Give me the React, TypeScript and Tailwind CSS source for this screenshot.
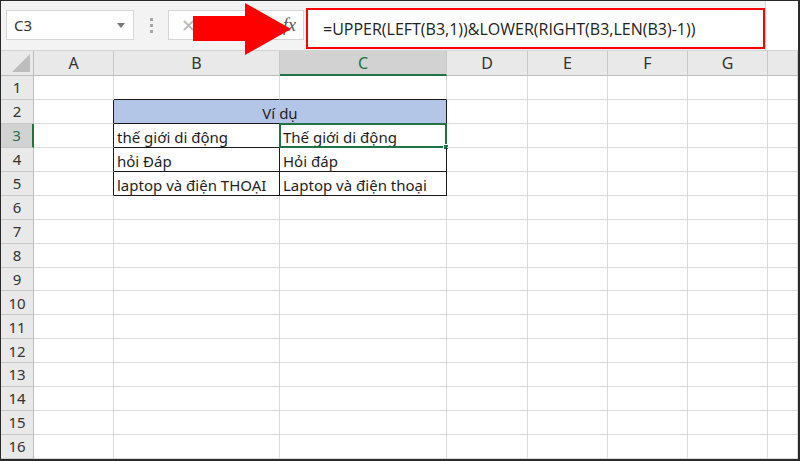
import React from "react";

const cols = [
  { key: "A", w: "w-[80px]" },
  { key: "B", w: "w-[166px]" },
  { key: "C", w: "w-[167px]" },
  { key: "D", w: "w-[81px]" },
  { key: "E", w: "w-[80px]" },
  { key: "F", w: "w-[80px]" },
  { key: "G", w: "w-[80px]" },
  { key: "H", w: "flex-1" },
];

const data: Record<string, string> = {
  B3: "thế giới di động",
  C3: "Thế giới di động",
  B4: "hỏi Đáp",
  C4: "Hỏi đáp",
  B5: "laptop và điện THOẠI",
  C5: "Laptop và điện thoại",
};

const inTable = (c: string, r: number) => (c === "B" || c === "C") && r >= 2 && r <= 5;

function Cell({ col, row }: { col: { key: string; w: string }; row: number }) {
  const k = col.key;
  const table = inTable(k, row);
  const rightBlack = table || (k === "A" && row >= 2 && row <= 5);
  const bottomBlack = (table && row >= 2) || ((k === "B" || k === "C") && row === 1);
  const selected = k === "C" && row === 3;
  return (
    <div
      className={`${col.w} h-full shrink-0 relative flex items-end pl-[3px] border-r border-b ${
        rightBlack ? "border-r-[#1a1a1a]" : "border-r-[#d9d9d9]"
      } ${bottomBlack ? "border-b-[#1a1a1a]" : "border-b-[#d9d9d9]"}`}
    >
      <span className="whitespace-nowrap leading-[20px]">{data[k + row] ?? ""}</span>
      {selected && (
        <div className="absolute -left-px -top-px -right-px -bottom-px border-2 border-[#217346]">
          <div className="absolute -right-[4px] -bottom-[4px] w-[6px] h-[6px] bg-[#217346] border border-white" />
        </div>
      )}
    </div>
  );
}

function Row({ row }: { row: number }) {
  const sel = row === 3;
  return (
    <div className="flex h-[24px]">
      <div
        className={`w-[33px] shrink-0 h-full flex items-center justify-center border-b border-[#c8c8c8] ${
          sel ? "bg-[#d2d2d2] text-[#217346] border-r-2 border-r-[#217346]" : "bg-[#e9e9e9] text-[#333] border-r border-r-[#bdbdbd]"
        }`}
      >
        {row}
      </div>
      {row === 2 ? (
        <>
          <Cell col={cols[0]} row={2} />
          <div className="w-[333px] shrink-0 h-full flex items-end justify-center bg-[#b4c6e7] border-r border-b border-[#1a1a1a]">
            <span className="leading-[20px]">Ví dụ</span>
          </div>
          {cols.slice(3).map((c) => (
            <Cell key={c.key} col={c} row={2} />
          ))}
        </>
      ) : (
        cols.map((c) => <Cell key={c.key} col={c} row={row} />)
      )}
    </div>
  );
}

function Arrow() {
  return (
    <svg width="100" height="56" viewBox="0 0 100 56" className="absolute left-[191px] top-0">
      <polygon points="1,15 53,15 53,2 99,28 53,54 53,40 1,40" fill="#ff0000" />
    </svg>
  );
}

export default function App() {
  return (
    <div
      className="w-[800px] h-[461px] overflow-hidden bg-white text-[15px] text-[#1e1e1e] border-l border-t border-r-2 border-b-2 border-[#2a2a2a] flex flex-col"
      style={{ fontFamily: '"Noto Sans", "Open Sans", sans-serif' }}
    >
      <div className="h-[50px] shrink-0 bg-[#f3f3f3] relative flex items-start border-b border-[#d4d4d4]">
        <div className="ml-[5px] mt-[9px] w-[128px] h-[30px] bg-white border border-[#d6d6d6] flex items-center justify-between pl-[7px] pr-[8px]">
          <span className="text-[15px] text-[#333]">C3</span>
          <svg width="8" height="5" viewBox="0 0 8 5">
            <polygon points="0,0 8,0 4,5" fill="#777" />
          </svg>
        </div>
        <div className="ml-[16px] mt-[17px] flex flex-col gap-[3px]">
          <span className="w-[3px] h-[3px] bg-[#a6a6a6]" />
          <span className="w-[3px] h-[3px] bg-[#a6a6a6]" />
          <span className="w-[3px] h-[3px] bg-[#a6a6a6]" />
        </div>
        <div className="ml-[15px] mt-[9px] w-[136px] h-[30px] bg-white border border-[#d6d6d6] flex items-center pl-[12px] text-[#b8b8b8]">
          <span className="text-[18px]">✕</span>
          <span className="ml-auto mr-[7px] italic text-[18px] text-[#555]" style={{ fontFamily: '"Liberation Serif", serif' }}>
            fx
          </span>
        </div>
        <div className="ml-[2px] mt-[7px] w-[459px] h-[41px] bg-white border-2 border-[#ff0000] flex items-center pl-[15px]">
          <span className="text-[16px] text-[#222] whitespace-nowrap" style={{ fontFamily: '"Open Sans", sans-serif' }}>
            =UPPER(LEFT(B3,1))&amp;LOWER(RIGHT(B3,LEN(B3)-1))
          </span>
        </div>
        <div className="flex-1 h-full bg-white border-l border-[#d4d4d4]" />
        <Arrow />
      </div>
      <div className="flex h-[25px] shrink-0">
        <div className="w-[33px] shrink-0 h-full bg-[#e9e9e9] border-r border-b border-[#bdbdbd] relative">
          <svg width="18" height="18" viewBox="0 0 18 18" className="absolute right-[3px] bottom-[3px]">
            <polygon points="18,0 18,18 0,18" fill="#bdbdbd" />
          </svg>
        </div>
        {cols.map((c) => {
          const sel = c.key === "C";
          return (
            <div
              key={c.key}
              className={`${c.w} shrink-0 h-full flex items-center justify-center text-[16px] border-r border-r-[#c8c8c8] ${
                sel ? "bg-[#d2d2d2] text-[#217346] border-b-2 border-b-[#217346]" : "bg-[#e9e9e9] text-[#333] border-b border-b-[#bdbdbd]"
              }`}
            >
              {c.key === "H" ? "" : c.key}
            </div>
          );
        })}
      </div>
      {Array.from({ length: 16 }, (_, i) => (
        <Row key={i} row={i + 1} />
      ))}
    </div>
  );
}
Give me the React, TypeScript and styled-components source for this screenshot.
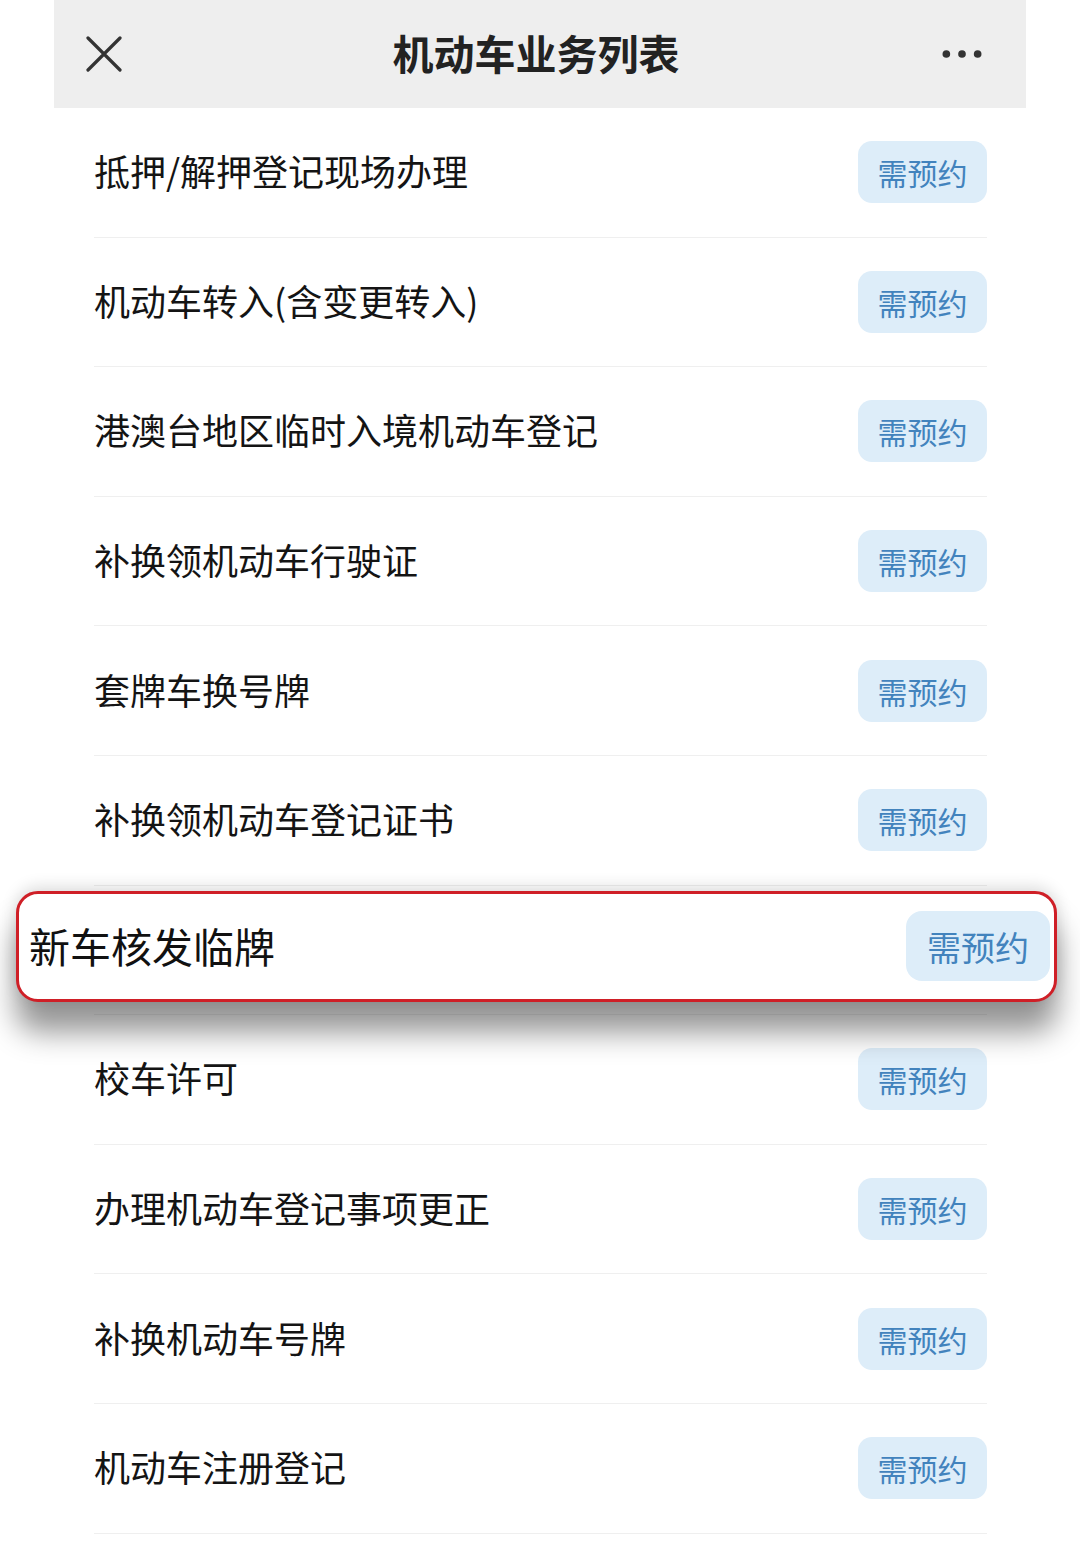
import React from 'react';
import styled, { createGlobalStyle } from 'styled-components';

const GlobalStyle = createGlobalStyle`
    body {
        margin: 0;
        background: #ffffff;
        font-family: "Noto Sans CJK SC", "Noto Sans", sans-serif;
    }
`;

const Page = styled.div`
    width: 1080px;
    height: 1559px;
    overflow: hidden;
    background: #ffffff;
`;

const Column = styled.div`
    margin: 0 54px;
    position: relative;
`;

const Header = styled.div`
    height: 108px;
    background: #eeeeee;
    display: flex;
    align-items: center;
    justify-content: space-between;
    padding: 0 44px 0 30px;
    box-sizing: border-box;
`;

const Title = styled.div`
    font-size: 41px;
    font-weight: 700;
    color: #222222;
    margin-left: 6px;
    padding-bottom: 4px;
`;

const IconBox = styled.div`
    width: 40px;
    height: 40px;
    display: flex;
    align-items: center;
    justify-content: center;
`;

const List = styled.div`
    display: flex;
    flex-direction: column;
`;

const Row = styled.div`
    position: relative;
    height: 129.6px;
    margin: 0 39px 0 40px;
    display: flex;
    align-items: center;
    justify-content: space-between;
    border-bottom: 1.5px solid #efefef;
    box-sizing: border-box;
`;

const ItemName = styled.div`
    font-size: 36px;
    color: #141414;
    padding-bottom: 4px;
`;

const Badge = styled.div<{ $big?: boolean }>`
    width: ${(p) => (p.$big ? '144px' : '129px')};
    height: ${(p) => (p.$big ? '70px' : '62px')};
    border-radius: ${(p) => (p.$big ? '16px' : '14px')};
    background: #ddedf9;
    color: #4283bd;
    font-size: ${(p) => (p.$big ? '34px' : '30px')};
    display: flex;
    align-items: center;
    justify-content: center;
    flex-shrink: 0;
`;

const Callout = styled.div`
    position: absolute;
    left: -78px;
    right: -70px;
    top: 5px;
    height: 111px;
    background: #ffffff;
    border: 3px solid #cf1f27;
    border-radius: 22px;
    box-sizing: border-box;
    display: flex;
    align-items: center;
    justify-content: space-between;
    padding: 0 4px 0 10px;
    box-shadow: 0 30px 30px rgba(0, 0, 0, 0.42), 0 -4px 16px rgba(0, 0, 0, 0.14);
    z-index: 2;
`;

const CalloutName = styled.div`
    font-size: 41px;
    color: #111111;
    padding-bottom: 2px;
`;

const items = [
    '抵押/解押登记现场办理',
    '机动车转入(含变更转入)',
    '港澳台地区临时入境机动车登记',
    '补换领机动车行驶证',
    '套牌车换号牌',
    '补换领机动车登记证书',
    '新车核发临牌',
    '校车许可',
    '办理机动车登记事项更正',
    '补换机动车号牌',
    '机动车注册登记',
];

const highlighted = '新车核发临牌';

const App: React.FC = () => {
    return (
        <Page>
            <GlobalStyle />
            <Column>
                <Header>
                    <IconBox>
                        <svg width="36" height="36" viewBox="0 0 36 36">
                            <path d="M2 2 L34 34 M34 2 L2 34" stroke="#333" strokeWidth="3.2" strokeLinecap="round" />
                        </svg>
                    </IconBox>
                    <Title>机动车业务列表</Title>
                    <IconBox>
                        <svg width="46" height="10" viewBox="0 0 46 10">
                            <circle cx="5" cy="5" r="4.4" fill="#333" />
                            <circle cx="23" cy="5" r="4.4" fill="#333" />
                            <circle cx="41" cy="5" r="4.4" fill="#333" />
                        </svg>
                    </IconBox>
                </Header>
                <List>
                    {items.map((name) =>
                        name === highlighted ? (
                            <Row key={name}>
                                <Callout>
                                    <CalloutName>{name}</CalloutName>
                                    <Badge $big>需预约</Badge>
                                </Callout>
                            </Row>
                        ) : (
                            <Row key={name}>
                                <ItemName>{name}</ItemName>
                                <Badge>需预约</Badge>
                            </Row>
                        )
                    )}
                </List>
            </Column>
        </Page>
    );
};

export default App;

::::

• _EXERCISE DESCRIPTION_
Without the pictures, write out the lines from the beginning of the entries through the line with "const inTable = (c: string, r: number)".

• _RESULT BELOW_
Give me the React, TypeScript and Tailwind CSS source for this screenshot.
import React from "react";

const cols = [
  { key: "A", w: "w-[80px]" },
  { key: "B", w: "w-[166px]" },
  { key: "C", w: "w-[167px]" },
  { key: "D", w: "w-[81px]" },
  { key: "E", w: "w-[80px]" },
  { key: "F", w: "w-[80px]" },
  { key: "G", w: "w-[80px]" },
  { key: "H", w: "flex-1" },
];

const data: Record<string, string> = {
  B3: "thế giới di động",
  C3: "Thế giới di động",
  B4: "hỏi Đáp",
  C4: "Hỏi đáp",
  B5: "laptop và điện THOẠI",
  C5: "Laptop và điện thoại",
};

const inTable = (c: string, r: number) => (c === "B" || c === "C") && r >= 2 && r <= 5;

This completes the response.